In one word of truth, the US-ROK FTA needs to be discarded. Moreover, if you consider the FTA on diplomatic and political grounds, then at the very least, each and every article of the agreement needs to be taken apart and thoroughly examined at the National Assembly level. The only matter the South Korean National Assembly has looked into with any level of seriousness was the beef import negotiations. Instead of hastily ratifying the FTA, parliamentarians need to review everything and decide whether each and every item is something the South Korean people are in agreement with. There is still plenty of time.
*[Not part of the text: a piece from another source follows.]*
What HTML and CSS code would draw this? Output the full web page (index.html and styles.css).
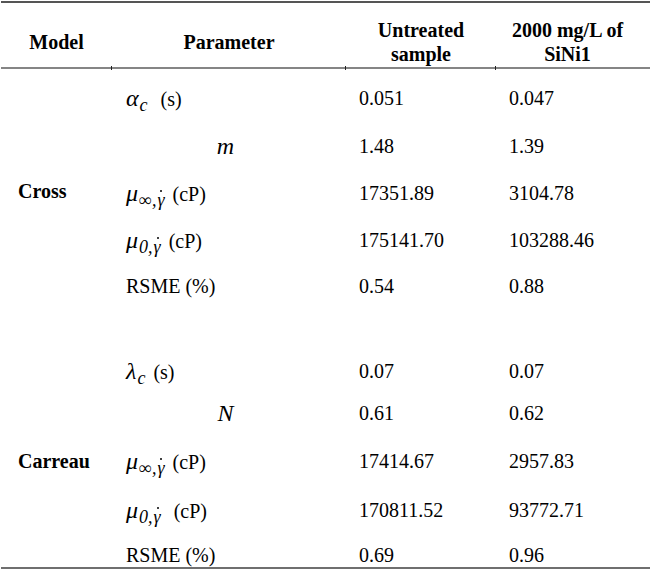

All the Lee administration and ruling GNP are doing is moving to hastily ratify the agreement for the eternal interests of the trilateral alliance comprised of : the country’s big business conglomerates, the economic bureaucrats, and the three big conservative newspapers (the Chosun Ilbo, JoongAng Ilbo, and DongA Ilbo). It is clear what the U.S. wants - a noticeable percentage share of the automobile market and the ability to sell beef from cows older than thirty months. Is the Lee administration really ready to toot the whistle on a train that is speeding to its own ruin, by keeping items such as auxiliary agreements from being disclosed to the people of South Korea ? We cannot entrust the lives of our children to the likes of men like these who cannot recognize the truth when it stares them in the face.